Given problem: Only the pictures are omitted; repeat all other data exactly.

-------- Dataset extract --------

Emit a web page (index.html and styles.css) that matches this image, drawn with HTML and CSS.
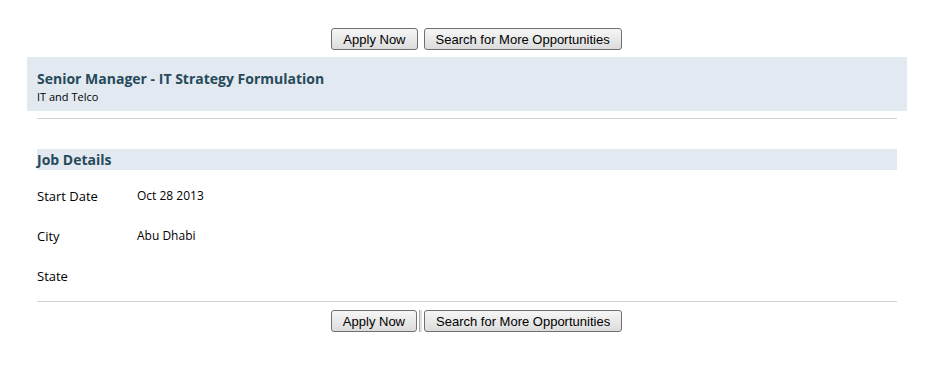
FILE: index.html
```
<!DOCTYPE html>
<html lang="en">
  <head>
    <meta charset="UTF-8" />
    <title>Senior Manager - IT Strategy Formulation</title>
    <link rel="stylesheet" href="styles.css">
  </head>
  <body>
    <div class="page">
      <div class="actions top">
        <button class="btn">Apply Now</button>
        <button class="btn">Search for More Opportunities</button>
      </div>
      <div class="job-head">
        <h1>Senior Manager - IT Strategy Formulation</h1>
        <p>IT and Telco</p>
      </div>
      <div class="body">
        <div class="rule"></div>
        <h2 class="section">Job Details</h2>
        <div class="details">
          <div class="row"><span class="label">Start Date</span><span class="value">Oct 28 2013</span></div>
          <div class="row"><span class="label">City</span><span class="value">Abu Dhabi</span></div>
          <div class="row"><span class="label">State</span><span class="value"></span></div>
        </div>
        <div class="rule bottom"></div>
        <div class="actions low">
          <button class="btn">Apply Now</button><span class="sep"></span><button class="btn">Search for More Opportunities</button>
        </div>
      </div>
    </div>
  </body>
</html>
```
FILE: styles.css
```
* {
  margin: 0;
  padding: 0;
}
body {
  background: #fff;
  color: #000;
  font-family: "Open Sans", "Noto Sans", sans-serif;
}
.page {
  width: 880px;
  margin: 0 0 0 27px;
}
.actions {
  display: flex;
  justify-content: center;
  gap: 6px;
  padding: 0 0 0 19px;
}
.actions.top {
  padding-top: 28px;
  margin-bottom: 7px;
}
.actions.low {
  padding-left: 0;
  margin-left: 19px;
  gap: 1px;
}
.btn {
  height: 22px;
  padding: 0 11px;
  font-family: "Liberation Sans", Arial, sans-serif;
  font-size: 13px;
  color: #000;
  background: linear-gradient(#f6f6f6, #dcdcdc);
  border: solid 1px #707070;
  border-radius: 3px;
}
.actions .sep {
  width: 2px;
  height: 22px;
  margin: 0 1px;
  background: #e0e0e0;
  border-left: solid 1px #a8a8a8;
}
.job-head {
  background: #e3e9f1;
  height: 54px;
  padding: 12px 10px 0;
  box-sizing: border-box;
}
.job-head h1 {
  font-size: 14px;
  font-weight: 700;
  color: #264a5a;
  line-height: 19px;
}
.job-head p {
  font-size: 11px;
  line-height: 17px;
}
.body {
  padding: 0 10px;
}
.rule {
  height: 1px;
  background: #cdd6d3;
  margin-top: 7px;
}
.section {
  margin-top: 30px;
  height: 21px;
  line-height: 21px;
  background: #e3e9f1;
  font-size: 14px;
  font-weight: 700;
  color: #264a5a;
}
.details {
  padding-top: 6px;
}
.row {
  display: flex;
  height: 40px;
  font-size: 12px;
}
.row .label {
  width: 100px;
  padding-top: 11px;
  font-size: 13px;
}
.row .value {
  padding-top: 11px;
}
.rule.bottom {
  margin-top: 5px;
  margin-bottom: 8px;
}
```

--------

Correct output:
Emit a web page (index.html and styles.css) that matches this image, drawn with HTML and CSS.
FILE: index.html
```
<!DOCTYPE html>
<html lang="en">
  <head>
    <meta charset="UTF-8" />
    <title>Senior Manager - IT Strategy Formulation</title>
    <link rel="stylesheet" href="styles.css">
  </head>
  <body>
    <div class="page">
      <div class="actions top">
        <button class="btn">Apply Now</button>
        <button class="btn">Search for More Opportunities</button>
      </div>
      <div class="job-head">
        <h1>Senior Manager - IT Strategy Formulation</h1>
        <p>IT and Telco</p>
      </div>
      <div class="body">
        <div class="rule"></div>
        <h2 class="section">Job Details</h2>
        <div class="details">
          <div class="row"><span class="label">Start Date</span><span class="value">Oct 28 2013</span></div>
          <div class="row"><span class="label">City</span><span class="value">Abu Dhabi</span></div>
          <div class="row"><span class="label">State</span><span class="value"></span></div>
        </div>
        <div class="rule bottom"></div>
        <div class="actions low">
          <button class="btn">Apply Now</button><span class="sep"></span><button class="btn">Search for More Opportunities</button>
        </div>
      </div>
    </div>
  </body>
</html>
```
FILE: styles.css
```
* {
  margin: 0;
  padding: 0;
}
body {
  background: #fff;
  color: #000;
  font-family: "Open Sans", "Noto Sans", sans-serif;
}
.page {
  width: 880px;
  margin: 0 0 0 27px;
}
.actions {
  display: flex;
  justify-content: center;
  gap: 6px;
  padding: 0 0 0 19px;
}
.actions.top {
  padding-top: 28px;
  margin-bottom: 7px;
}
.actions.low {
  padding-left: 0;
  margin-left: 19px;
  gap: 1px;
}
.btn {
  height: 22px;
  padding: 0 11px;
  font-family: "Liberation Sans", Arial, sans-serif;
  font-size: 13px;
  color: #000;
  background: linear-gradient(#f6f6f6, #dcdcdc);
  border: solid 1px #707070;
  border-radius: 3px;
}
.actions .sep {
  width: 2px;
  height: 22px;
  margin: 0 1px;
  background: #e0e0e0;
  border-left: solid 1px #a8a8a8;
}
.job-head {
  background: #e3e9f1;
  height: 54px;
  padding: 12px 10px 0;
  box-sizing: border-box;
}
.job-head h1 {
  font-size: 14px;
  font-weight: 700;
  color: #264a5a;
  line-height: 19px;
}
.job-head p {
  font-size: 11px;
  line-height: 17px;
}
.body {
  padding: 0 10px;
}
.rule {
  height: 1px;
  background: #cdd6d3;
  margin-top: 7px;
}
.section {
  margin-top: 30px;
  height: 21px;
  line-height: 21px;
  background: #e3e9f1;
  font-size: 14px;
  font-weight: 700;
  color: #264a5a;
}
.details {
  padding-top: 6px;
}
.row {
  display: flex;
  height: 40px;
  font-size: 12px;
}
.row .label {
  width: 100px;
  padding-top: 11px;
  font-size: 13px;
}
.row .value {
  padding-top: 11px;
}
.rule.bottom {
  margin-top: 5px;
  margin-bottom: 8px;
}
```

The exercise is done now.